Setting aside the ethics of the situation – this was, at its heart, a breach of privacy, after all – what can we learn from the Ashley Madison hack as marketers? With a truncated list of data points, we’re left with only 33 million names, addresses and emails to glean information from. Far more has been done with far less. In fact, this list is already being mined, manipulated and read by data scientists and marketers alike.

Where NOT to Set Up Shop

Suppose for a (highly unlikely) moment you wanted to open up a Gentleman’s club in rural Alaska. Outside of polling the population and earning some dirty looks, you don’t have much to go on when searching for a place to break ground. Thanks to a grey-area website and some ticked-off hackers, you now know at least two towns that you can cross off: Nikolai and Perryville. According to a Gawker article by Gabrielle Bluestone, these two Alaskan towns have the unique distinction of harboring zero Ashley Madison accountholders.

The Other End of the Spectrum

You might suggest to your burgeoning exotic dancers that they pack up their pasties and meet you in Alabama – a state, according to data scientist Jake Popham on Business Insider, that spent $5 per capita on the infamous cheater’s website. Colorado and Washington D.C. join the Heart of Dixie in this dubious winner’s circle as the second and third biggest spenders on the site.

Getting Personal

While the information released by the hacker group calling themselves “The Impact Team” is incomplete, it was enough to reveal some smirk-worthy trends – notably a complete imbalance in site user gender. Annalee Newitz of Gizmodo discovered that there are roughly 70,000 Ashley Madison-constructed female “bots” on the site to 54 male ones, indicating at the very least that men represent a disproportionately high amount of site users. The construction of 70,000 coaxing bots is massively telling in terms of spurring engagement on the part of these men. At that volume, the coding likely wasn’t Deep Blue-level sophisticated, so a marketer following in the footsteps of Ashley Madison might be better served to focus on finding an attractive avatar rather than programming witty dialogue.

The Emails

Ah, the emails.  In addition to being a nationwide reminder not to be lazy when you’re up to something you shouldn’t be, the Ashley Madison hack data tells us that people are very attached to those strings of letters. Enough so that marketers looking to send out, for example, advertisements to another adult site or a sex toy newsletter can count on a reasonable amount of those 33 million addresses still being active. On the individual level, the email addresses themselves can be searched to determine other user interests as well – perhaps, in addition to stepping out on his wife, “John Smith” is also an active participant in a public fly fishing forum, or a marathon-running group.

Just having access to potentially-active email addresses can be a jumping-off point for a clever marketer – admittedly, some scruples will have to be left at the digital door. Getting down to the pure core of marketing, where there is only demographics and no right or wrong, the aggrieved spouses could also be tapped for life-affirming retreats and counseling programs to, as the old song goes, wash that man (or woman, for equality’s sake) right out of their hair.

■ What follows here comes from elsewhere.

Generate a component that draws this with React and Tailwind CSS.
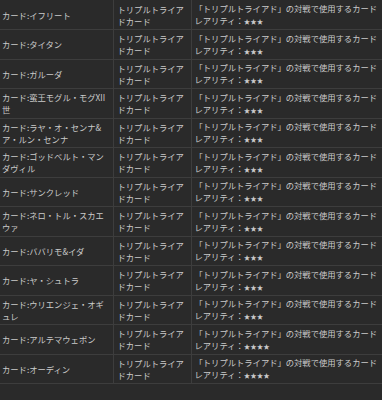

Like medical examiners studying the dearly departed, while the Ashley Madison hack data may be unpalatable to some on the surface, it’s still an important collection of data that essentially fell into our collective laps. Even if we only study it to determine demographic behavior and take the actual “product” out of the equation, there’s still much to be learned. If you’re in the marketing industry and don’t give this unusual situation a passing glance, you may be missing out on methods that can be applied to your own industry with very little retooling required.